Model by Shaun Thompson
Text by Brett Green

S u m m a r y

Contents: 33 parts in white styrene, three pots of paint, one paintbrush
Price: Unknown at this time.
Advantages: All-inclusive contents (paint and brush, no glue required); nicely detailed; simple construction; easy to follow instructions; nice history supplied.
Disadvantages: Some delicate parts; paint tubs unstable with lids off.
Recommendation: Great project for junior modellers ready for the next step, or as the basis of a superdetailing project for more experienced hands.


B a c k g r o u n d


Mir is the longest surviving space station in history. Despite its chequered career with collisions, power failures, a fire and other setbacks, the Mir conglomerate provided 13 years of valuable service between 1986 and 1999. Mir is, in fact, made up of six separate modules - the core Mir module, Kvant 1 launched in 1987, Kvant 2 (1989), Kristall (1990), Spektr (1995) and finally the Priroda module in 1996.

Its technical achievements were only rivaled by its role in bridging the gap between East and West via joint scientific projects by the USSR and the United States during the closing stages of the Cold War.



Revell-Monogram's 1/144 MIR Kit


Revell have offered this 1/144 model in "SnapTite" format. It is supplied in 33 white styrene parts. Paint for all three recommended colours (silver, red and blue) is supplied. A paintbrush is also included. No glue or decals are required for this kit.

This kit is labeled as suitable for ages 8 and up.

I gave the Mir to my 16-year-old nephew, Shaun, to build. He has already built a few kits - cars, planes and one science fiction model.
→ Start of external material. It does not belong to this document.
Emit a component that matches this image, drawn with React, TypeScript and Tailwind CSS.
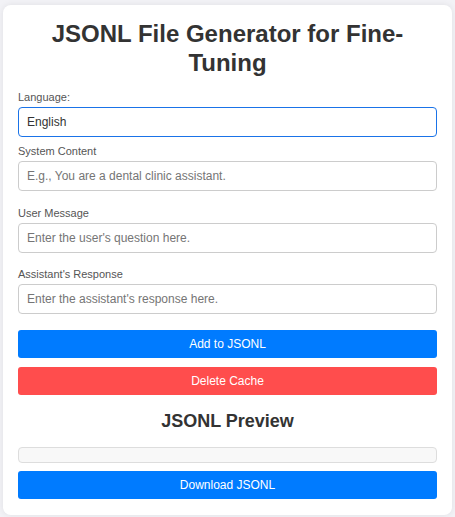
const fields = [
  { id: 'system', label: 'System Content', placeholder: 'E.g., You are a dental clinic assistant.', gap: 'mb-[16px]' },
  { id: 'user', label: 'User Message', placeholder: "Enter the user's question here.", gap: 'mb-[15px]' },
  { id: 'assistant', label: "Assistant's Response", placeholder: "Enter the assistant's response here.", gap: 'mb-[16px]' },
]

export default function App() {
  return (
    <div className="min-h-screen bg-[#f2f2f6] px-[3px] pt-[5px] pb-[2px] font-['Liberation_Sans',Arial,sans-serif]">
      <div className="rounded-lg bg-white px-[15px] pt-[15px] pb-[16px] shadow-[0_0_6px_rgba(0,0,0,0.08)]">
        <h1 className="mb-[13px] text-center text-[24px] leading-[1.2] font-bold text-[#333]">
          JSONL File Generator for Fine-Tuning
        </h1>

        <div className="mb-[8px]">
          <label className="mb-[3px] block text-[11px] leading-[13px] text-[#555]">Language:</label>
          <input
            defaultValue="English"
            className="block h-[30px] w-full rounded border border-[#1a73e8] px-[8px] text-[12px] text-[#333] outline-none"
          />
        </div>

        {fields.map((f) => (
          <div key={f.id} className={f.gap}>
            <label className="mb-[3px] block text-[11px] leading-[13px] text-[#555]">{f.label}</label>
            <input
              placeholder={f.placeholder}
              className="block h-[30px] w-full rounded border border-[#ccc] px-[8px] text-[12px] text-[#333] outline-none placeholder:text-[#757575]"
            />
          </div>
        ))}

        <div className="flex flex-col gap-[9px]">
          <button className="h-[28px] w-full rounded-[3px] bg-[#007bff] text-[12px] text-white">Add to JSONL</button>
          <button className="h-[28px] w-full rounded-[3px] bg-[#ff4d4d] text-[12px] text-white">Delete Cache</button>
        </div>

        <h2 className="my-[15px] text-center text-[18px] leading-[22px] font-bold text-[#333]">JSONL Preview</h2>

        <div className="mb-[8px] h-[16px] rounded border border-[#ddd] bg-[#f8f8f8]" />

        <button className="h-[28px] w-full rounded-[3px] bg-[#007bff] text-[12px] text-white">Download JSONL</button>
      </div>
    </div>
  )
}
He built this kit entirely without assistance.

Shaun said that the kit was simple to build. He understood the instructions and followed the nine-step building sequence.

The main shortcoming of the kit, particularly for younger modellers, is the delicacy of completed components. Most of the Arrays are movable. This is an admirable feature but the small diameter, soft plastic rods connecting the Arrays are easily bent or broken. Shaun found that he had to exercise caution to ensure that he did not break these parts off during construction.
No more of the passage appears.